Personally, I think it’s more likely than not that dowsing is completely bogus. But that doesn’t mean that Randi’s challenge plays a part in this.
What is the meaningful difference between “claims of the existence paranormal phenomena” and “specific outlandish claims of self-selected practitioners”?
I actually thought about that when I wrote it but realized that I couldn’t think of the next number after billions.
Truth is that Randi is probably not the best guy to do these tests, if only because most people are not likely to want to be tested by a guy who makes a name for himself by publically proclaiming that they are frauds. But that’s not the issue here.

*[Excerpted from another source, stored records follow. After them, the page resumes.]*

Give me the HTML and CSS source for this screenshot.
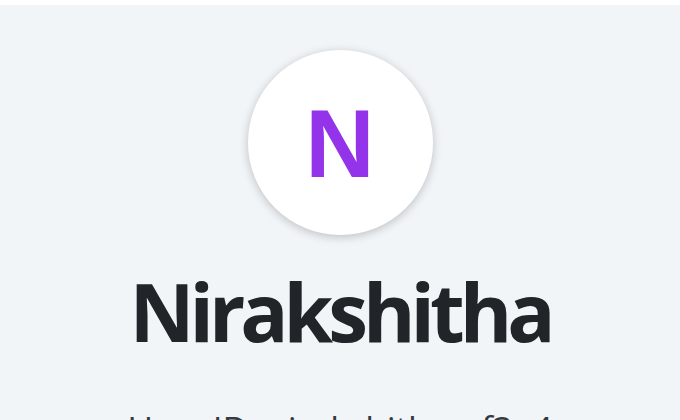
FILE: index.html
```html
<!DOCTYPE html>
<html>
<head>
<meta charset="utf-8">
<link rel="stylesheet" href="styles.css">
</head>
<body>
<main class="profile">
  <div class="avatar"><span class="initial">N</span></div>
  <h1 class="name">Nirakshitha</h1>
  <p class="userid">User ID: nirakshitha_cf3e4</p>
</main>
</body>
</html>
```
FILE: styles.css
```css
html, body {
  margin: 0;
  padding: 0;
  background: #ffffff;
  height: 100%;
  overflow: hidden;
}
.profile {
  margin-top: 5px;
  min-height: 600px;
  background: #f2f5f8;
  display: flex;
  flex-direction: column;
  align-items: center;
  padding-top: 45px;
  font-family: "Open Sans", sans-serif;
  color: #212529;
}
.avatar {
  width: 185px;
  height: 185px;
  border-radius: 50%;
  background: #ffffff;
  box-shadow: 0 2px 10px rgba(0, 0, 0, 0.22);
  display: flex;
  align-items: center;
  justify-content: center;
}
.initial {
  font-family: "Liberation Sans", Arial, sans-serif;
  font-size: 96px;
  font-weight: 700;
  line-height: 1;
  padding-top: 3px;
  color: #9333ea;
}
.name {
  margin: 28px 0 0;
  font-size: 80px;
  font-weight: 700;
  line-height: 1.2;
  letter-spacing: -5px;
}
.userid {
  margin: 49px 0 0;
  font-size: 35px;
  line-height: 1.2;
  color: #343a40;
}
```
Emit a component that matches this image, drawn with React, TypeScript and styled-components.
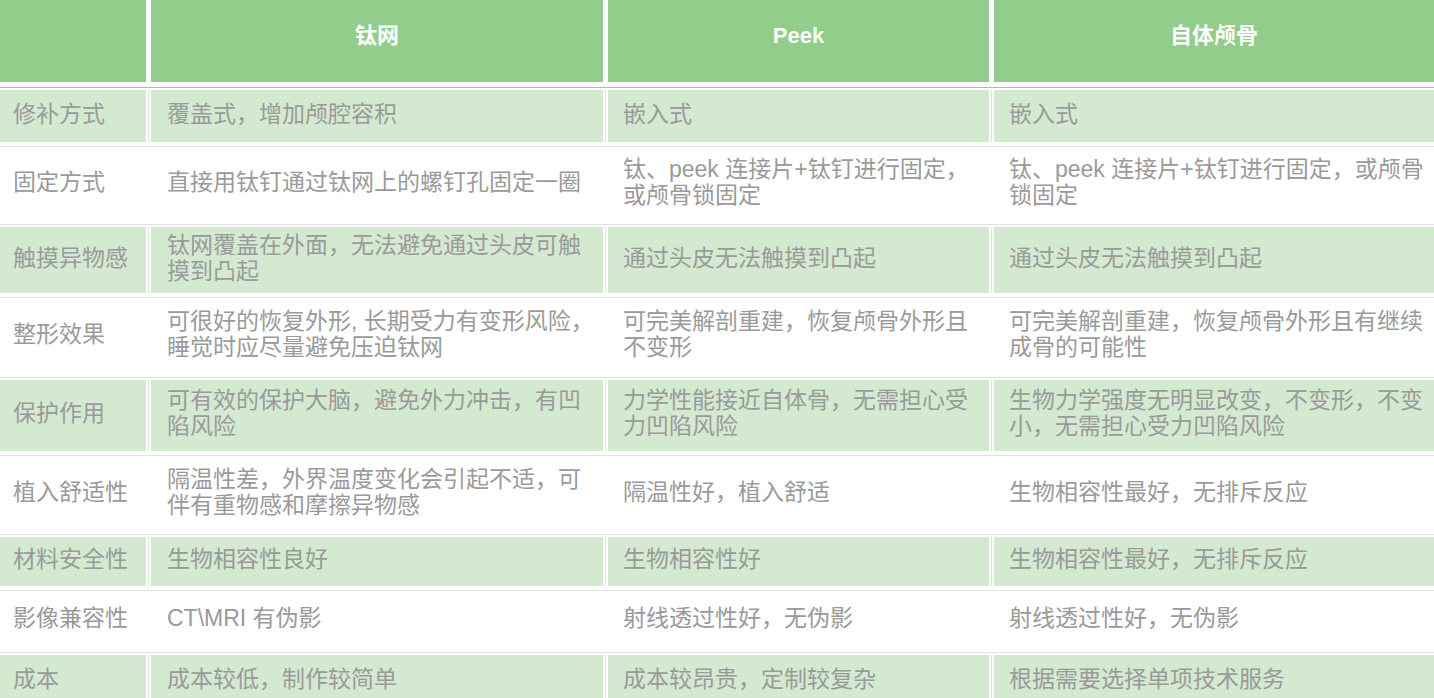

My point was not about the fact that the participants are the only ones willing to be tested. My point was that these are the only people willing to be tested at that level. IOW, if Randi designs the tests such that you could win the million by merely being above chance a statistically significant percentage of the time, he might get people with lesser but nonetheless significant claims, that might be tested. But if he is only willing to give the prize to people who can get it right to an extremely high degree, then he will only get contestants with outlandish claims, who he can have fun debunking but are less meaningful for the issue itself.
An example of the first would be “dowsing works more than chance a statistically significant percentage of the time”. An example of the second is “dowsing works X percent of the time”. The first can be true even if the second is false (for many values of X).